Private debt is growing faster than public debt. That is what has to change.

You with me?

Wednesday, November 12, 2014

"This was a direct challenge to Keynesian-style fiscal policy and ushered in monetarism."


From my monthly RePEc stats I got to Top 25 Working Papers by File Downloads 2014-10, where the top item was How did we get to where we are now? Reflections on 50 years of macroeconomic and financial econometrics by Michael Wickens.

It's a 53-page PDF; I'll never get to the end of it. I have to say, though, that it is fascinating -- and easy reading, far as I've got. This is from the opening of Section 2: Macroeconomic models:
This procrustean approach to macroeconomic modelling was challenged by a number of undermining analyses that achieved considerable prominence and led to the increased use of small-scale models. One of the first such studies was by Anderson and Jordan (1968) who found that in a simple regression of output on distributed lags of the money supply and government expenditures, it was money that was significant and not government expenditures. This was a direct challenge to Keynesian-style fiscal policy and ushered in monetarism.

So by page eight, I tripped over the sentence that serves as the title of this post, sending me off in search of Anderson and Jordan (1968). I want to know what years Andersen and Jordan studied, that gave them the results they got.

Why? Because the economy changes, that's why.


Anderson and Jordan found that
it was money that was significant
and not government expenditures.


Andersen and Jordan turned up at the St.

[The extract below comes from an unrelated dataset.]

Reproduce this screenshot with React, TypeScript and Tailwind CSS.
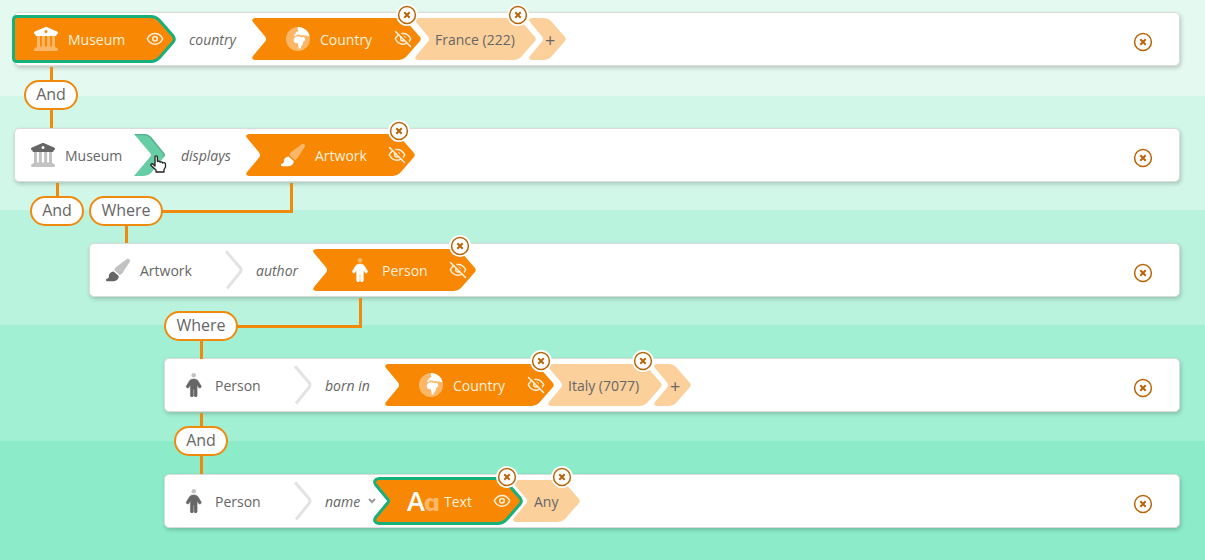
import React from "react";

const ORANGE = "#f88703";
const GREEN = "#17b07a";

function Museum({ light = false }: { light?: boolean }) {
  return (
    <svg viewBox="0 0 512 512" className="block size-6 shrink-0" fill={light ? "#fff" : "#666"}>
      <path
        fillRule="evenodd"
        d="M243.4 2.6l-224 96c-14 6-21.8 21-18.7 35.8S16.8 160 32 160v8c0 13.300 10.700 24 24 24H456c13.300 0 24-10.700 24-24v-8c15.200 0 28.300-10.700 31.300-25.600s-4.800-29.900-18.700-35.800l-224-96c-8-3.400-17.200-3.400-25.200 0zM256 64a32 32 0 1 1 0 64 32 32 0 1 1 0-64z"
      />
      <path
        opacity="0.4"
        d="M128 192H64V420.300c-.6 .3-1.200 .7-1.800 1.100l-48 32c-11.700 7.800-17 22.400-12.900 35.900S17.900 512 32 512H480c14.100 0 26.500-9.200 30.600-22.700s-1.100-28.100-12.900-35.900l-48-32c-.6-.4-1.200-.7-1.800-1.100V192H384V416H344V192H280V416H232V192H168V416H128V192z"
      />
    </svg>
  );
}

function Brush({ light = false }: { light?: boolean }) {
  return (
    <svg viewBox="32 -16 544 544" className="block size-6 shrink-0" fill={light ? "#fff" : "#666"}>
      <path
        opacity="0.4"
        d="M339.300 367.100c27.300-3.900 51.900-19.400 67.200-42.900L568.200 74.100c12.600-19.500 9.400-45.300-7.600-61.200S517.700-4.400 499.100 9.600L262.400 187.200c-24 18-38.200 46.100-38.400 76.100L339.300 367.100z"
      />
      <path d="M319.700 392.500l-116-104.400C143.900 290.300 96 339.600 96 400c0 3.900 .2 7.800 .6 11.600C98.400 429.100 86.400 448 68.800 448H64c-17.700 0-32 14.300-32 32s14.300 32 32 32H208c61.900 0 112-50.100 112-112c0-2.500-.1-5-.2-7.500z" />
    </svg>
  );
}

function Person({ light = false }: { light?: boolean }) {
  return (
    <svg viewBox={light ? "-96 0 512 512" : "-112 0 512 512"} className="block size-6 shrink-0" fill={light ? "#fff" : "#666"}>
      <circle cx="160" cy="48" r="48" opacity="0.4" />
      <path
        stroke={light ? "#fff" : "#666"}
        strokeWidth="10"
        d="M152 352V480c0 17.700-14.300 32-32 32s-32-14.300-32-32V256.900L59.400 304.500c-9.100 15.100-28.800 20-43.900 10.900s-20-28.800-10.900-43.900l58.300-97c17.400-28.900 48.600-46.600 82.300-46.600h29.700c33.700 0 64.900 17.700 82.300 46.600l58.300 97c9.100 15.100 4.200 34.800-10.900 43.900s-34.800 4.200-43.900-10.900L232 256.900V480c0 17.700-14.300 32-32 32s-32-14.300-32-32V352H152z"
      />
    </svg>
  );
}

function Globe() {
  return (
    <svg viewBox="0 0 24 24" className="block size-6 shrink-0" fill="#fff">
      <circle cx="12" cy="12" r="12" opacity="0.4" />
      <path d="M11.500 0C17.500 -.2 22.500 4 23.600 9L21.500 9.200 20 8.300 18 8.600 16.500 7.800 15.500 8.800 13.500 7.500 11 7.600 9.500 9 8 8.600 8.600 7 10.500 6.300 9.500 5.300 12.300 4.300z" />
      <path d="M9.300 9.800 13 9.300 15 10.200 18.300 10 19.300 12.200 18.800 13.500 17 15.300 16.600 17.800 15.300 19.300 14.600 21.300 12.800 21.700 12.300 18.800 11.800 16.300 9 16 7.800 14.300 7.900 12z" />
    </svg>
  );
}

function Letters() {
  return (
    <span className="flex w-8 shrink-0 items-baseline pt-[2px] font-['Open_Sans'] text-[27px] leading-6 font-semibold text-white">
      A<span className="-ml-px font-['DejaVu_Sans'] text-[23px] font-bold opacity-40">ɑ</span>
    </span>
  );
}

function Eye({ off = false }: { off?: boolean }) {
  return (
    <svg viewBox="0 0 18 18" className="block size-[18px] shrink-0" fill="none" stroke="#fff1dc" strokeWidth="1.500" strokeLinecap="round" strokeLinejoin="round">
      <path d="M1.300 8.800C3 5.200 5.600 3.400 9 3.400S15 5.200 16.700 8.800C15 12.400 12.400 14.200 9 14.200S3 12.400 1.300 8.800z" />
      <circle cx="9" cy="8.800" r="2.300" />
      {off && (
        <>
          <path d="M3 .8 18 15.800" stroke={ORANGE} strokeWidth="2" />
          <path d="M1.500 1.500 16.500 16.500" />
        </>
      )}
    </svg>
  );
}

function Remove({ className = "" }: { className?: string }) {
  return (
    <svg viewBox="0 0 22 22" className={`block size-[22px] shrink-0 ${className}`} fill="none" stroke="#b86408">
      <circle cx="11" cy="11" r="9.600" fill="#fff" stroke="#fff" strokeWidth="2.600" />
      <circle cx="11" cy="11" r="8.400" strokeWidth="1.500" />
      <path d="M8.300 8.300 13.700 13.700M13.700 8.300 8.300 13.700" strokeWidth="2" />
    </svg>
  );
}

function chipPath(w: number, notch: boolean) {
  const left = notch
    ? `L3 42Q-1.500 41.500 1 38L13.300 23.300Q14.800 21 13.300 18.700L1 4Q-1.500 .5 3 0Z`
    : `L2 42Q0 42 0 40L0 2Q0 0 2 0Z`;
  return `M3 0L${w - 22} 0Q${w - 18} 0 ${w - 15} 3L${w - 1} 19Q${w + 0.5} 21 ${w - 1} 23L${w - 15} 39Q${w - 18} 42 ${w - 22} 42${left}`;
}

type ChipProps = {
  w: number;
  className?: string;
  pale?: boolean;
  notch?: boolean;
  selected?: boolean;
  remove?: string;
  children: React.ReactNode;
};

function Chip({ w, className = "", pale = false, notch = true, selected = false, remove, children }: ChipProps) {
  return (
    <div className={`relative flex h-[42px] shrink-0 items-center ${pale ? "text-[#666]" : "text-[#fff1dc]"} ${className}`} style={{ width: w }}>
      <svg className="absolute inset-0 overflow-visible" width={w} height="42">
        {selected && <path d={chipPath(w, notch)} fill={GREEN} stroke={GREEN} strokeWidth="6" strokeLinejoin="round" />}
        <path d={chipPath(w, notch)} fill={pale ? "#fbd09b" : ORANGE} />
      </svg>
      <div className="relative flex w-full items-center">{children}</div>
      {remove && <Remove className={`absolute -top-[14px] z-10 ${remove}`} />}
    </div>
  );
}

function Chevron() {
  return (
    <svg viewBox="0 0 20 42" className="block h-[42px] w-5 shrink-0" fill="none" stroke="#e3e3e3" strokeWidth="3">
      <path d="M1 2.300 15 18.500Q17 21 15 23.500L2 39.500" />
    </svg>
  );
}

function ActiveChevron() {
  return (
    <div className="relative h-[42px] w-8 shrink-0">
      <svg viewBox="0 0 32 42" className="block h-[42px] w-8">
        <path d="M0 0H10Q14 0 17 3L30 19Q31.500 21 30 23L17 39Q14 42 10 42H0L16 23Q18 21 16 19Z" fill="#66cda5" />
        <path d="M1 .6H10Q14 .6 16.700 3.500L29.500 19.300Q31 21 29.500 22.700" fill="none" stroke="#55b28e" strokeWidth="1.300" />
      </svg>
      <svg viewBox="0 0 17 18" className="absolute top-[21px] left-[16px] h-[18px] w-[17px]" fill="#fff" stroke="#222" strokeWidth="1.300" strokeLinejoin="round">
        <path d="M5 11V2Q5 .8 6.200 .8T7.400 2V6.500Q9.800 5.300 10 7.200 12.300 6.200 12.500 8 15.500 7 15.500 9.500V12L14 14.500V17H6V15L1 10.500Q.5 8.500 2.500 8.700L5 11Z" />
      </svg>
    </div>
  );
}

function Pill({ className, children }: { className: string; children: React.ReactNode }) {
  return (
    <div className={`absolute z-20 flex h-[30px] items-center justify-center rounded-full border-2 border-[#f08a0c] bg-white pb-[2px] text-base leading-none text-[#666] ${className}`}>
      {children}
    </div>
  );
}

function Line({ className }: { className: string }) {
  return <div className={`absolute z-10 border-[#f08a0c] ${className}`} />;
}

function Card({ children }: { children: React.ReactNode }) {
  return (
    <div className="relative flex h-[54px] items-center rounded-[5px] border border-[#d9dcda] bg-white shadow-[1px_2px_4px_rgba(0,0,0,0.2)]">
      {children}
      <Remove className="mt-[5px] mr-[25px] ml-auto" />
    </div>
  );
}

function Label({ className, children }: { className: string; children: React.ReactNode }) {
  return <span className={`shrink-0 pt-[2px] whitespace-nowrap ${className}`}>{children}</span>;
}

export default function App() {
  return (
    <div className="h-[560px] overflow-hidden font-['Open_Sans','Noto_Sans',sans-serif] text-sm leading-5 text-[#666]">
      <section className="relative h-24 bg-[#e4f9f0] pt-3 pr-[25px] pl-[14px]">
        <Card>
          <Chip w={158} notch={false} selected>
            <span className="ml-[19px]"><Museum light /></span>
            <Label className="ml-[10px] w-[78px]">Museum</Label>
            <Eye />
          </Chip>
          <Label className="ml-4 w-[63px] italic">country</Label>
          <Chip w={169} remove="right-[3px]">
            <span className="ml-[34px]"><Globe /></span>
            <Label className="ml-[10px] w-[74px]">Country</Label>
            <Eye off />
          </Chip>
          <Chip w={121} className="-ml-[6px]" pale remove="right-[7px]"><Label className="ml-5">France (222)</Label></Chip>
          <Chip w={37} className="-ml-[7px]" pale><Label className="ml-4 text-lg">+</Label></Chip>
        </Card>
        <Line className="top-[67px] left-[50px] h-[61px] border-l-[3px]" />
        <Pill className="top-20 left-6 w-[54px]">And</Pill>
      </section>

      <section className="relative h-[114px] bg-[#d0f7e8] pt-8 pr-[25px] pl-[14px]">
        <Card>
          <span className="ml-4"><Museum /></span>
          <Label className="ml-[10px] w-[69px]">Museum</Label>
          <ActiveChevron />
          <Label className="ml-[15px] w-[65px] italic">displays</Label>
          <Chip w={169} remove="right-[5px]">
            <span className="ml-[35px]"><Brush light /></span>
            <Label className="ml-[10px] w-[73px]">Artwork</Label>
            <Eye off />
          </Chip>
        </Card>
        <Line className="top-[87px] left-[56px] h-4 border-l-[3px]" />
        <Line className="top-[87px] left-40 h-[30px] w-[133px] border-r-[3px] border-b-[3px]" />
        <Line className="top-[128px] left-[125px] h-[19px] border-l-[3px]" />
        <Pill className="top-[100px] left-[30px] w-[54px]">And</Pill>
        <Pill className="top-[100px] left-[89px] w-[74px]">Where</Pill>
      </section>

      <section className="relative h-[115px] bg-[#b9f3de] pt-[33px] pr-[25px] pl-[89px]">
        <Card>
          <span className="ml-4"><Brush /></span>
          <Label className="ml-[10px] w-[85px]">Artwork</Label>
          <Chevron />
          <Label className="ml-[11px] w-[57px] italic">author</Label>
          <Chip w={163} remove="right-[5px]">
            <span className="ml-[35px]"><Person light /></span>
            <Label className="ml-[10px] w-[67px]">Person</Label>
            <Eye off />
          </Chip>
        </Card>
        <Line className="top-[88px] left-[234px] h-[30px] w-32 border-r-[3px] border-b-[3px]" />
        <Line className="top-[130px] left-[200px] h-[19px] border-l-[3px]" />
        <Pill className="top-[101px] left-[164px] w-[74px]">Where</Pill>
      </section>

      <section className="relative h-[116px] bg-[#a2f0d3] pt-[33px] pr-[25px] pl-[164px]">
        <Card>
          <span className="ml-4"><Person /></span>
          <Label className="ml-[10px] w-[79px]">Person</Label>
          <Chevron />
          <Label className="ml-[11px] w-[60px] italic">born in</Label>
          <Chip w={169} remove="right-[2px]">
            <span className="ml-[34px]"><Globe /></span>
            <Label className="ml-[10px] w-[74px]">Country</Label>
            <Eye off />
          </Chip>
          <Chip w={114} className="-ml-[6px]" pale remove="right-2"><Label className="ml-5">Italy (7077)</Label></Chip>
          <Chip w={37} className="-ml-2" pale><Label className="ml-4 text-lg">+</Label></Chip>
        </Card>
        <Line className="top-[88px] left-[200px] h-[61px] border-l-[3px]" />
        <Pill className="top-[101px] left-[174px] w-[54px]">And</Pill>
      </section>

      <section className="relative h-[119px] bg-[#8cecc9] pt-[33px] pr-[25px] pl-[164px]">
        <Card>
          <span className="ml-4"><Person /></span>
          <Label className="ml-[10px] w-[79px]">Person</Label>
          <Chevron />
          <Label className="ml-[11px] w-[35px] italic">name</Label>
          <svg viewBox="0 0 8 6" className="ml-2 h-[6px] w-2 shrink-0" fill="none" stroke="#999" strokeWidth="2"><path d="M1 1l3 3 3-3" /></svg>
          <Chip w={144} selected remove="right-[2px]">
            <span className="ml-[31px]"><Letters /></span>
            <Label className="ml-[5px] w-[49px]">Text</Label>
            <Eye />
          </Chip>
          <Chip w={67} className="-ml-[7px]" pale remove="right-[7px]"><Label className="ml-[21px]">Any</Label></Chip>
        </Card>
      </section>
    </div>
  );
}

Louis Fed: Monetary and Fiscal Actions: A Test of Their Relative Importance In Economic Stabilization (PDF, 14 pages).

Andersen and Jordan:

The data are seasonally adjusted quarterly averages for the period from the first quarter of 1952 to the second quarter of 1968.

So, yes: The Andersen & Jordan paper examines the economy's reactions in a brief window at a time when the economy's performance was particularly good.

The irony is that the economy's performance in the 1950s and '60s was particularly good because of the large amount of government expenditures in the 1940s.